For now, Honeyblood is sticking to its simpler stylings, which sound like Best Coast wrapped in a thick, Scottish fog. They’re not a carbon copy of the West Coast duo, but McVicar and Tweeddale don’t hide their love for the band, either. In fact, they might not be making music together now if it weren’t for Best Coast.
“I remember listening to [Best Coast] and thinking it was really, really good,” says Tweeddale. “It was just everything that I liked, together.
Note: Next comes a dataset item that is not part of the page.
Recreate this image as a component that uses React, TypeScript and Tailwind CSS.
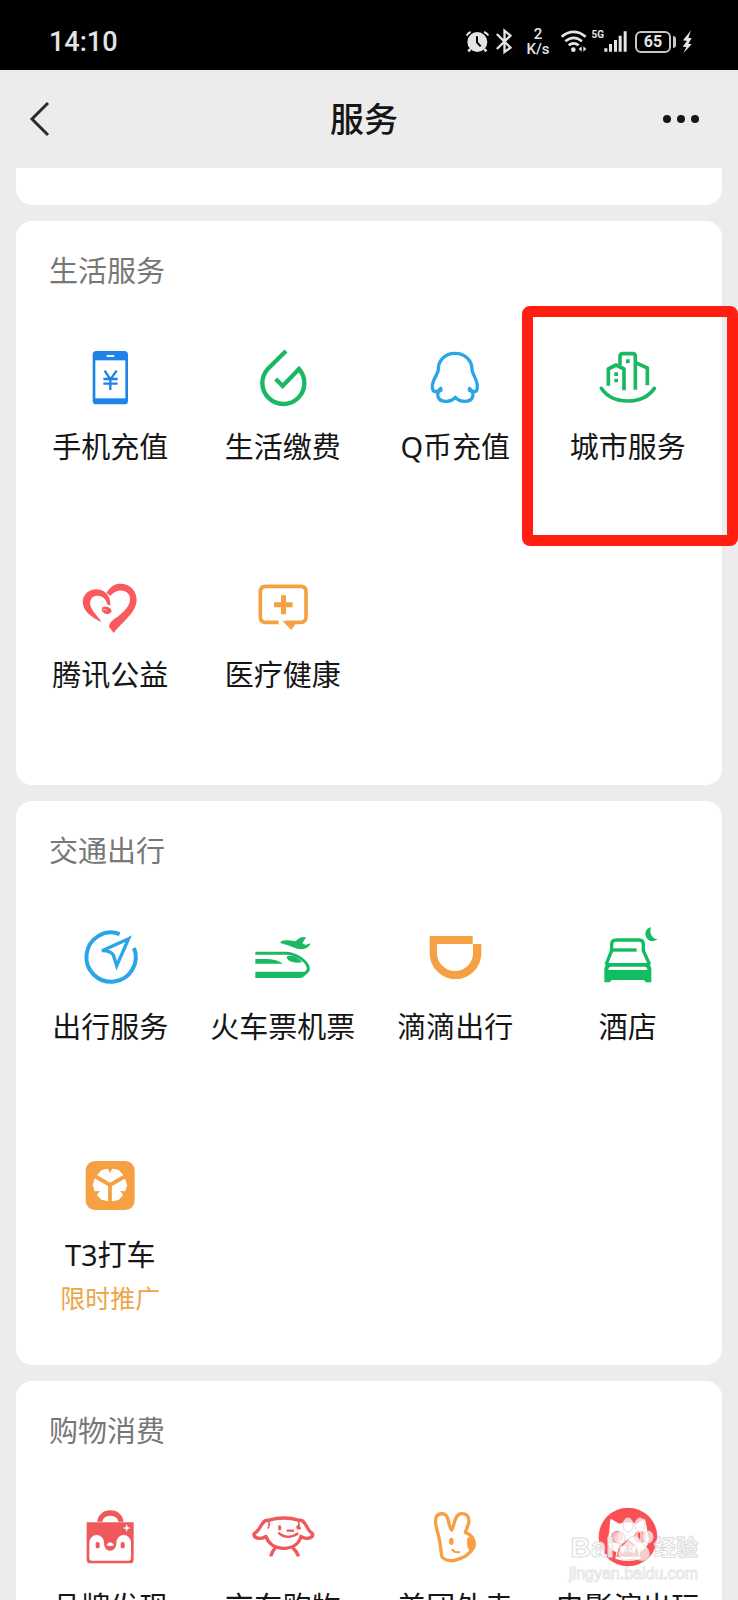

That’s kind of how I roped Shona into playing with me. [I said,] ‘That’s the kind of thing I’m going for, if you want a band like that.’ She was like, ‘Oh, I’ll get my tambourine!'”
This came after the two bumped into each other several times—they were each involved in other bands and had met before at gigs.
“Glasgow’s pretty small and there’s not a lot of girls in the scene,” McVicar says.
Tweeddale says McVicar was the only proper drummer she’d seen, and so she proposed Honeyblood to her in a pub post-show.
From there, it was practicing and home recording—your standard garage band antics—but the duo was picked up by FatCat Records after only one show. Following the release of “Bud” and “Kissing On You,” they did a mini-tour of the UK, where the only snag was a car crash in London (and really, car troubles on tour are practically a rite of passage).
Tweeddale says the tour was both trying and rewarding—”You’re constantly knackered and you’re sleeping wherever you can, pretty much”—but there was no backstage drama, and she and McVicar were thrilled to meet their fans. Honeyblood has since settled into recording mode; both members agree that creating a finished product (narrowly) beats the perks of touring.
With its 10-day recording session in Connecticut neatly wrapped up, Honeyblood is expecting to release an album in 2014 and tour the U.S. in February. But, this is a band that’s always looking ahead and searching for ways to tweak its sound—they’re already discussing album No. 2.
If Honeyblood’s full-length debut is anything like the sweetly brooding tunes it’s released so far, indie lovers will be addicted. Keep an eye on these Scottish pop-rockers—they’re set to explode in 2014.